Я осмотрел рану, – но нашлось, что мало – и наложил новый компресс.
Не желаете ли Вы видеть кого-нибудь из близких приятелей?
Прощайте друзья!»(сказал он, глядя на библиотеку).
«Разве Вы думаете, что я часу не проживу?»
О нет, не потому, но я полагал, что Вам приятнее кого-нибудь из них видеть…»
Прервем на время рассказ доктора Шольца и попытаемся представить, кого в этот критический момент хотел бы видеть около себя Пушкин.
Круг его друзей был чрезвычайно широк. Однако со многими из тех, кто ему был бы необходим в эти минуты, встретиться было невозможно: «Иных уж нет, а те – далече…»
Безвременно ушел Антон Дельвиг, и, оплакивая его, Александр Сергеевич писал Плетневу: «Никто на свете не был мне ближе Дельвига». В 1831 году, отмечая «святую годовщину» Лицея, Пушкин пророчески говорил:
…И мнится, очередь за мной,
Зовет меня мой Дельвиг милый,
Товарищ юности живой,
Товарищ юности унылой,
Товарищ песен молодых,
Пиров и чистых помышлений,
Туда, в толпу теней родных
Навек от нас утекший гений…
В последние тяжкие часы жизни Пушкин вспоминал двух других верных друзей юности – Ивана Пущина и Ивана Малиновского – и сожалел, что их нет рядом: «Мне бы легче было умирать», – признался он.
Александр Сергеевич удовлетворенно воспринял известие о приходе Петра Александровича Плетнева. Плетнев был его неизменной опорой в литературных и издательских делах. Петр Александрович писал, что он был для Пушкина «и родственником, и другом, и издателем, и кассиром». Именно ему Александр Сергеевич посвятил «Евгения Онегина».
Пушкину захотелось проститься с Петром Андреевичем Вяземским и Александром Ивановичем Тургеневым – людьми чрезвычайно близкими ему по литературным интересам, духу, образу мыслей. С ними на протяжении всей сознательной жизни его связывала прочная и глубокая дружба.

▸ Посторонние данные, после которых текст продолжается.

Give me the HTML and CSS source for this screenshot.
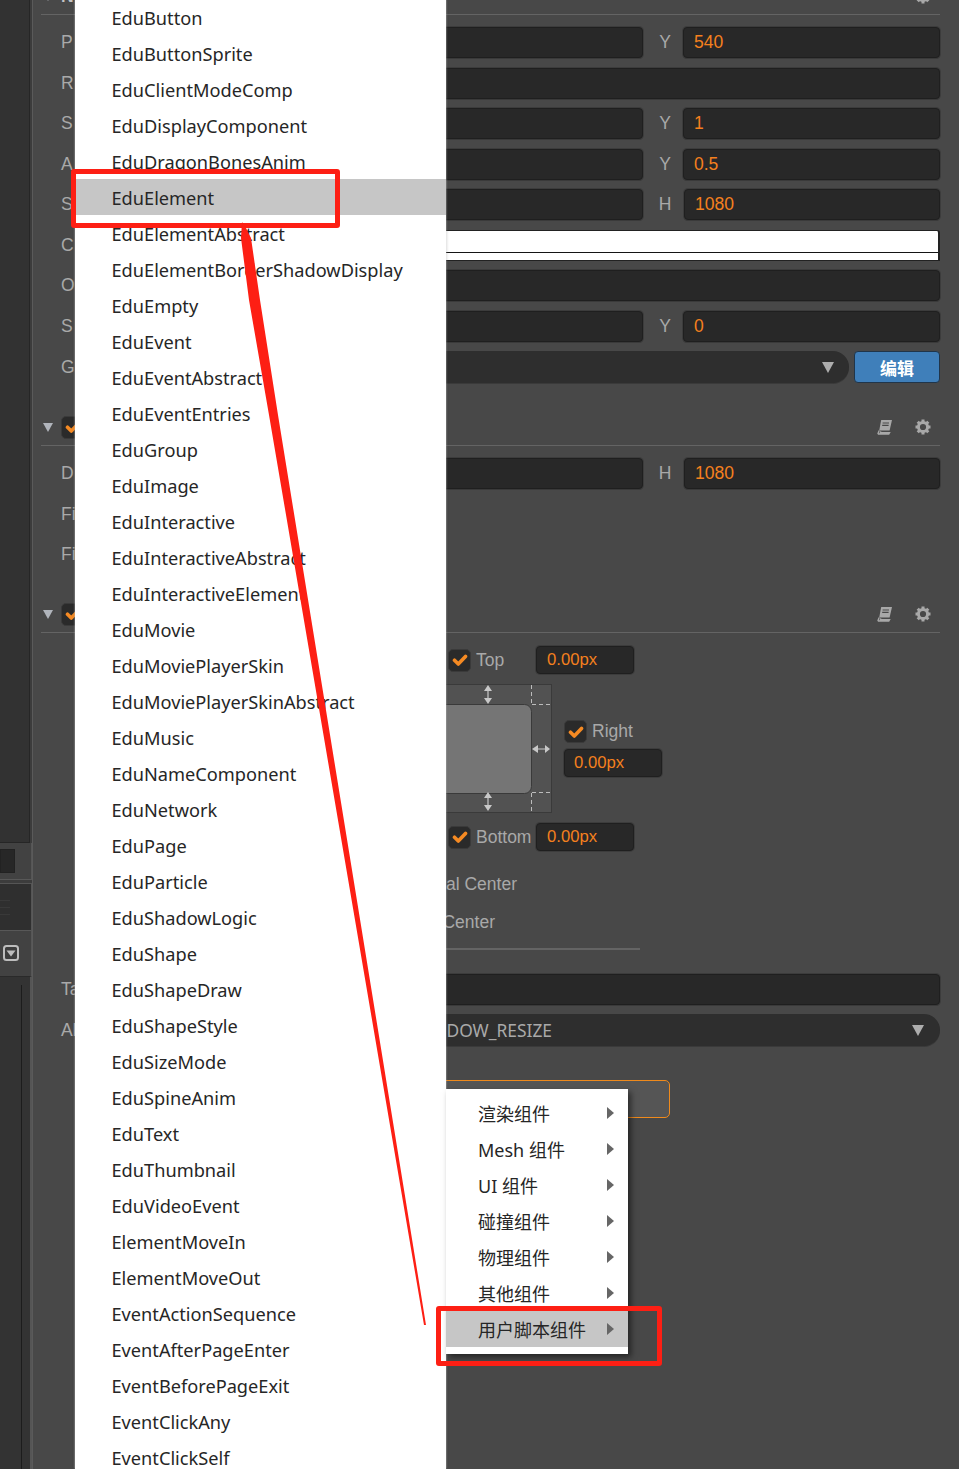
FILE: index.html
```html
<!DOCTYPE html>
<html lang="zh">
<head>
<meta charset="utf-8">
<title>Inspector</title>
<link rel="stylesheet" href="styles.css">
</head>
<body>
<div class="app">
  <aside class="rail">
    <div class="pane-top"></div>
    <div class="bar-a"><div class="bar-box"></div></div>
    <div class="pane-mid"><i></i><i></i><i></i></div>
    <div class="bar-b">
      <svg class="fold" viewBox="0 0 16 16" width="16" height="16"><rect x="1" y="1" width="14" height="14" rx="2.5" fill="#3d3d3d" stroke="#bdbdbd" stroke-width="2"/><path d="M3.5 5.5h9L8 11.5z" fill="#bdbdbd"/></svg>
    </div>
    <div class="pane-bottom"><div class="pane-line"></div></div>
  </aside>

  <main class="inspector">
    <section class="sec sec-node">
      <header class="head">
        <span class="tri"></span><span class="head-title">N</span>
        <span class="tools"><svg class="gear" viewBox="0 0 16 16" width="16" height="16"><use href="#gear"/></svg></span>
      </header>
      <div class="rows">
        <div class="row"><span class="lab">P</span><span class="input"></span><span class="sub">Y</span><span class="input val">540</span></div>
        <div class="row"><span class="lab">R</span><span class="input"></span></div>
        <div class="row"><span class="lab">S</span><span class="input"></span><span class="sub">Y</span><span class="input val">1</span></div>
        <div class="row"><span class="lab">A</span><span class="input"></span><span class="sub">Y</span><span class="input val">0.5</span></div>
        <div class="row"><span class="lab">S</span><span class="input"></span><span class="sub">H</span><span class="input val val-h">1080</span></div>
        <div class="row"><span class="lab">C</span><span class="color"><span class="alpha"></span></span></div>
        <div class="row"><span class="lab">O</span><span class="input"></span></div>
        <div class="row"><span class="lab">S</span><span class="input"></span><span class="sub">Y</span><span class="input val">0</span></div>
        <div class="row row-group"><span class="lab">G</span><span class="select select-short"><span class="caret"></span></span><span class="btn-edit">编辑</span></div>
      </div>
    </section>

    <section class="sec sec-canvas">
      <header class="head">
        <span class="tri"></span>
        <span class="check head-check"><svg viewBox="0 0 16 16" width="16" height="16"><use href="#tick"/></svg></span>
        <span class="tools">
          <svg viewBox="0 0 16 16" width="16" height="16"><use href="#book"/></svg>
          <svg viewBox="0 0 16 16" width="16" height="16"><use href="#gear"/></svg>
        </span>
      </header>
      <div class="rows">
        <div class="row"><span class="lab">D</span><span class="input"></span><span class="sub">H</span><span class="input val val-h">1080</span></div>
        <div class="row"><span class="lab">Fi</span></div>
        <div class="row"><span class="lab">Fi</span></div>
      </div>
    </section>

    <section class="sec sec-widget">
      <header class="head">
        <span class="tri"></span>
        <span class="check head-check"><svg viewBox="0 0 16 16" width="16" height="16"><use href="#tick"/></svg></span>
        <span class="tools">
          <svg viewBox="0 0 16 16" width="16" height="16"><use href="#book"/></svg>
          <svg viewBox="0 0 16 16" width="16" height="16"><use href="#gear"/></svg>
        </span>
      </header>
      <div class="widget">
        <div class="anchor-line">
          <span class="check"><svg viewBox="0 0 16 16" width="16" height="16"><use href="#tick"/></svg></span>
          <span class="anchor-lab anchor-top">Top</span>
          <span class="px">0.00px</span>
        </div>
        <div class="anchor-mid">
          <svg class="anchor-box" viewBox="0 0 128 129" width="128" height="129">
            <rect x=".5" y=".5" width="127" height="128" fill="#525252" stroke="#3a3a3a"/>
            <path d="M107.5 1V20M107.5 109V128M108 20.5H127M108 108.5H127" stroke="#bcbcbc" stroke-dasharray="4 3" fill="none"/>
            <rect x="8.500" y="20.500" width="99" height="89" rx="7" fill="#757575" stroke="#3a3a3a"/>
            <path d="M64 1l4 6h-3.400v7h3.400l-4 6-4-6h3.400V7h-3.400z" fill="#c8c8c8"/>
            <path d="M64 108l4 6h-3.400v7h3.400l-4 6-4-6h3.400v-7h-3.400z" fill="#c8c8c8"/>
            <path d="M108 65l6-4v3.400h7V61l5 4-5 4v-3.400h-7V69z" fill="#c8c8c8"/>
          </svg>
          <div class="anchor-right">
            <div class="anchor-rline">
              <span class="check"><svg viewBox="0 0 16 16" width="16" height="16"><use href="#tick"/></svg></span>
              <span class="anchor-lab">Right</span>
            </div>
            <span class="px px-right">0.00px</span>
          </div>
        </div>
        <div class="anchor-line">
          <span class="check"><svg viewBox="0 0 16 16" width="16" height="16"><use href="#tick"/></svg></span>
          <span class="anchor-lab anchor-bottom">Bottom</span>
          <span class="px">0.00px</span>
        </div>
      </div>
      <div class="center-row center-h">al Center</div>
      <div class="center-row center-v">Center</div>
      <div class="rule"></div>
      <div class="rows rows-target">
        <div class="row"><span class="lab">Ta</span><span class="input"></span></div>
        <div class="row row-align"><span class="lab">Al</span><span class="select"><span class="select-text">DOW_RESIZE</span><span class="caret"></span></span></div>
      </div>
      <div class="add-btn"></div>
    </section>
  </main>
</div>

<ul class="menu">
  <li>EduButton</li>
  <li>EduButtonSprite</li>
  <li>EduClientModeComp</li>
  <li>EduDisplayComponent</li>
  <li>EduDragonBonesAnim</li>
  <li class="on">EduElement</li>
  <li>EduElementAbstract</li>
  <li>EduElementBorderShadowDisplay</li>
  <li>EduEmpty</li>
  <li>EduEvent</li>
  <li>EduEventAbstract</li>
  <li>EduEventEntries</li>
  <li>EduGroup</li>
  <li>EduImage</li>
  <li>EduInteractive</li>
  <li>EduInteractiveAbstract</li>
  <li>EduInteractiveElement</li>
  <li>EduMovie</li>
  <li>EduMoviePlayerSkin</li>
  <li>EduMoviePlayerSkinAbstract</li>
  <li>EduMusic</li>
  <li>EduNameComponent</li>
  <li>EduNetwork</li>
  <li>EduPage</li>
  <li>EduParticle</li>
  <li>EduShadowLogic</li>
  <li>EduShape</li>
  <li>EduShapeDraw</li>
  <li>EduShapeStyle</li>
  <li>EduSizeMode</li>
  <li>EduSpineAnim</li>
  <li>EduText</li>
  <li>EduThumbnail</li>
  <li>EduVideoEvent</li>
  <li>ElementMoveIn</li>
  <li>ElementMoveOut</li>
  <li>EventActionSequence</li>
  <li>EventAfterPageEnter</li>
  <li>EventBeforePageExit</li>
  <li>EventClickAny</li>
  <li>EventClickSelf</li>
</ul>

<ul class="submenu">
  <li>渲染组件</li>
  <li>Mesh 组件</li>
  <li>UI 组件</li>
  <li>碰撞组件</li>
  <li>物理组件</li>
  <li>其他组件</li>
  <li class="on">用户脚本组件</li>
</ul>

<div class="mark mark-a"></div>
<div class="mark mark-b"></div>
<svg class="pointer" viewBox="0 0 959 1469" width="959" height="1469">
  <polygon points="242,222 246,228 251,238 260,300 278,415 426,1325 424,1325 269,415 249,300 241,238" fill="#fd1f14"/>
</svg>

<svg class="defs" width="0" height="0">
  <defs>
    <g id="tick"><path d="M2.500 8.200l3.800 3.800 7.200-7.600" fill="none" stroke="#f58a23" stroke-width="3.600" stroke-linecap="round" stroke-linejoin="round"/></g>
    <g id="gear"><circle cx="8" cy="8" r="4.600" fill="none" stroke="#a8a8a8" stroke-width="3"/><path d="M8 .5v3M8 12.500v3M.5 8h3M12.500 8h3M2.700 2.700l2.100 2.100M11.200 11.200l2.100 2.100M2.700 13.300l2.100-2.100M11.200 4.800l2.100-2.100" stroke="#a8a8a8" stroke-width="3"/></g>
    <g id="book"><path d="M4.200 1H15l-2.400 10.500H2.200z" fill="#a8a8a8"/><path d="M2.200 11.500L1 14.400 1.400 15h10.400l.8-1.400H3.400l.4-1.200" fill="none" stroke="#a8a8a8" stroke-width="1.300"/><path d="M5.600 4h6.400M5.200 6.400h6.400" stroke="#484848" stroke-width="1.200"/></g>
  </defs>
</svg>
</body>
</html>
```

FILE: styles.css
```css
* { box-sizing: border-box; }
html, body { margin: 0; padding: 0; height: 1469px; overflow: hidden; }
body {
  position: relative;
  background: #484848;
  font-family: "Liberation Sans", Arial, sans-serif;
  font-size: 17.5px;
  color: #a9a9a9;
}
.app { display: flex; height: 1469px; overflow: hidden; }

/* left rail */
.rail {
  width: 33px;
  flex: none;
  display: flex;
  flex-direction: column;
  background: #3c3c3c;
  border-right: 1px solid #5a5a5a;
}
.pane-top { height: 843px; width: 30px; background: #323232; border-right: 1px solid #262626; border-bottom: 1px solid #262626; }
.bar-a { height: 37px; display: flex; align-items: center; background: #424242; border-right: 1px solid #565656; border-bottom: 1px solid #585858; }
.bar-box { width: 15px; height: 24px; background: #272727; border: 1px solid #222; }
.pane-mid {
  height: 48px;
  margin-top: 3px;
  background: #2f2f2f;
  border-top: 1px solid #555;
  border-right: 1px solid #555;
  border-bottom: 1px solid #585858;
  display: flex;
  flex-direction: column;
  gap: 6px;
  padding-top: 16px;
}
.pane-mid i { display: block; width: 10px; height: 1px; background: #393939; }
.bar-b { height: 45px; display: flex; align-items: center; padding: 0 0 2px 3px; background: #424242; border-right: 1px solid #565656; }
.fold { display: block; }
.pane-bottom { flex: 1; background: #333; border-top: 1px solid #2a2a2a; border-right: 2px solid #555; padding-top: 8px; }
.pane-line { width: 22px; height: 100%; border-right: 1px solid #1c1c1c; }

/* inspector */
.inspector { flex: 1; min-width: 0; padding: 0 19px 0 8px; }
.sec-node { margin-top: -17px; }
.sec-canvas { margin-top: 31px; }
.sec-widget { margin-top: 31px; }
.head {
  height: 32px;
  display: flex;
  align-items: center;
  padding: 0 9px 5px 2px;
  border-bottom: 1px solid #646464;
}
.head-title { margin-left: 8px; color: #c4c4c4; font-weight: bold; }
.tri { width: 0; height: 0; border-left: 5px solid transparent; border-right: 5px solid transparent; border-top: 9px solid #b0b4bb; }
.head-check { margin-left: 8px; }
.tools { margin-left: auto; display: flex; gap: 22px; align-items: center; }
.rows { display: flex; flex-direction: column; gap: 9.5px; padding-top: 12px; }
.row { height: 31px; display: flex; align-items: center; }
.lab { width: 109px; flex: none; padding-left: 20px; white-space: nowrap; }
.input {
  flex: 1;
  height: 100%;
  display: flex;
  align-items: center;
  padding-left: 10px;
  background: #282828;
  border: 1px solid #1f1f1f;
  border-radius: 4px;
  box-shadow: 0 1px 0 #3a3a3a, 0 0 0 1px #3c3c3c;
}
.val { flex: none; width: 257px; color: #f5801e; }
.val-h { width: 256px; }
.sub { flex: none; width: 40px; padding-left: 4px; text-align: center; }
.sub + .val-h { margin-left: 1px; }
.color {
  flex: 1;
  height: 100%;
  display: flex;
  flex-direction: column;
  justify-content: flex-end;
  background: #fff;
  border: 1px solid #222;
  border-right-width: 2px;
  border-radius: 3px 3px 0 0;
}
.alpha { display: block; height: 8px; border-top: 1px solid #151515; }
.select {
  flex: 1;
  height: 32px;
  display: flex;
  align-items: center;
  background: #2e2e2e;
  border-radius: 5px 16px 16px 5px;
  box-shadow: 0 1px 0 #3a3a3a;
}
.select-short { flex: none; width: 700px; justify-content: flex-end; padding-right: 15px; }
.row-group { height: 32px; gap: 5px; }
.row-group .lab { width: 103px; }
.caret { width: 0; height: 0; border-left: 6px solid transparent; border-right: 6px solid transparent; border-top: 11px solid #adadad; }
.btn-edit {
  flex: 1;
  height: 32px;
  display: flex;
  align-items: center;
  justify-content: center;
  background: #3f7fba;
  border: 1px solid #20354a;
  border-radius: 4px;
  color: #fff;
  font-family: "Noto Sans CJK SC", sans-serif;
  font-weight: bold;
  font-size: 17px;
}
.select-text {
  width: 402px;
  flex: none;
  text-align: right;
  font-family: "Noto Sans", sans-serif;
  font-size: 17.4px;
  white-space: nowrap;
}
.row-align { height: 32px; }
.row-align .caret { margin-left: auto; margin-right: 16px; }

/* widget */
.widget { padding: 13px 0 0 407px; display: flex; flex-direction: column; gap: 10px; }
.anchor-line { height: 28px; display: flex; align-items: center; }
.check {
  width: 23px;
  height: 23px;
  flex: none;
  display: flex;
  align-items: center;
  justify-content: center;
  background: #2a2a2a;
  border: 1px solid #3a3a3a;
  border-radius: 5px;
}
.anchor-lab { margin-left: 5px; }
.anchor-top { width: 60px; }
.anchor-bottom { width: 60px; }
.px {
  width: 98px;
  height: 28px;
  display: flex;
  align-items: center;
  padding-left: 10px;
  background: #282828;
  border: 1px solid #1f1f1f;
  border-radius: 4px;
  box-shadow: 0 0 0 1px #3c3c3c;
  color: #f5801e;
  font-size: 16.7px;
}
.px-right { padding-left: 9px; }
.anchor-mid { display: flex; align-items: center; margin-left: -24px; height: 129px; }
.anchor-box { display: block; flex: none; }
.anchor-right { margin-left: 12px; display: flex; flex-direction: column; gap: 6px; }
.anchor-rline { display: flex; align-items: center; height: 23px; }
.center-row { height: 38px; line-height: 38px; text-align: right; }
.center-h { width: 476px; margin-top: 14px; }
.center-v { width: 454px; }
.rule { width: 299px; height: 2px; margin: 7px 0 0 300px; background: #646464; }
.rows-target { padding-top: 24px; gap: 9px; }
.add-btn {
  margin: 34px 0 0 100px;
  width: 529px;
  height: 38px;
  background: #555;
  border: 1px solid #ef8a1c;
  border-radius: 5px;
}

/* menus */
.menu, .submenu { margin: 0; padding: 0; list-style: none; position: absolute; color: #262626; font-family: "Noto Sans", "Noto Sans CJK SC", sans-serif; font-size: 18.2px; }
.menu {
  left: 75px;
  top: -1px;
  width: 371px;
  height: 1470px;
  overflow: hidden;
  background: #fff;
  box-shadow: 0 0 2px rgba(255,255,255,.7), 0 0 3px rgba(0,0,0,.3);
}
.menu li { height: 36px; line-height: 38px; padding-left: 36.5px; white-space: nowrap; }
.menu li.on, .submenu li.on { background: #c6c6c6; }
.submenu {
  left: 446px;
  top: 1089px;
  width: 182px;
  padding: 6px 0 7px;
  background: #fff;
  box-shadow: 3px 3px 6px rgba(0,0,0,.5);
}
.submenu li { position: relative; height: 36px; line-height: 38px; padding-left: 32px; white-space: nowrap; font-size: 18px; }
.submenu li::after {
  content: "";
  position: absolute;
  right: 14px;
  top: 12px;
  border-left: 7px solid #666;
  border-top: 6px solid transparent;
  border-bottom: 6px solid transparent;
}

/* annotations */
.mark { position: absolute; border: 5px solid #fd1f14; border-radius: 3px; }
.mark-a { left: 71px; top: 169px; width: 269px; height: 59px; }
.mark-b { left: 436px; top: 1306px; width: 226px; height: 60px; }
.pointer { position: absolute; left: 0; top: 0; pointer-events: none; }
.defs { position: absolute; }
```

Но первая его мысль после вопроса Шольца, кого он хотел видеть, была о Жуковском.
Василий Андреевич относился к категории людей, не любить которых нельзя. Его отличало бескорыстие, самоотвержение, самоотречение. Кто-то очень верно назвал его самым добрым человеком в русской литературе. «Пленительной сладостью» обладали не только его стихи, но и обыкновенные слова, идущие из глубины его небесной, ангельской души, как говорили о нем его друзья. Один вид старого друга успокаивал Пушкина.
«…Я бы желал Жуковского», – записал его просьбу Шольц и без перехода снова вернулся к медицинским наблюдениям:
«Я трогал пульс, нашел руку довольно холодною – пульс малый, скорый, как при внутреннем кровотечении, вышел за питьем и чтобы послать за г-м Жуковским. Полковник Данзас взошел к больному. Между тем приехали Задлер, Арендт, Саломон – и я оставил печально больного, который добродушно пожал мне руку».
П. А. Вяземский. С портрета П. Соколова
В. И. Даль
А. И. Тургенев. С гравюры П. Виньерона
Главный вопрос, который возникает после знакомства с запиской Шольца: надо ли было информировать Пушкина о смертельной опасности ранения?
Вопрос этот не простой.
«…Умри я сегодня, что с вами будет? Мало утешения в том, что меня похоронят в полосатом кафтане, и еще на тесном Петербургском кладбище, а не в церкви на просторе, как прилично порядочному человеку…» – писал Александр Сергеевич жене летом 1834 года.
Проблема материального обеспечения семьи не давала покоя поэту. Тема эта периодически возникала в его переписке с Натальей Николаевной.
«…У нас ни гроша верного дохода, а верного расхода 30 000. Все держится на мне да на тетке. Но ни я, ни тетка не вечны».
Но до поединка с Дантесом он так ничего радикального и не придумал, хотя в конце 1836 года предпринял даже попытку отдать в уплату долга свое нижегородское имение.
Однако у него дома было сосредоточено колоссальное богатство – полный стол неопубликованных произведений, которыми надо было распорядиться.
Еще надо продиктовать долги, на которые нет ни векселей, ни заемных писем.
Еще – облегчить участь секунданта.
И еще возникал целый ряд неотложных дел, которых никому нельзя было перепоручить.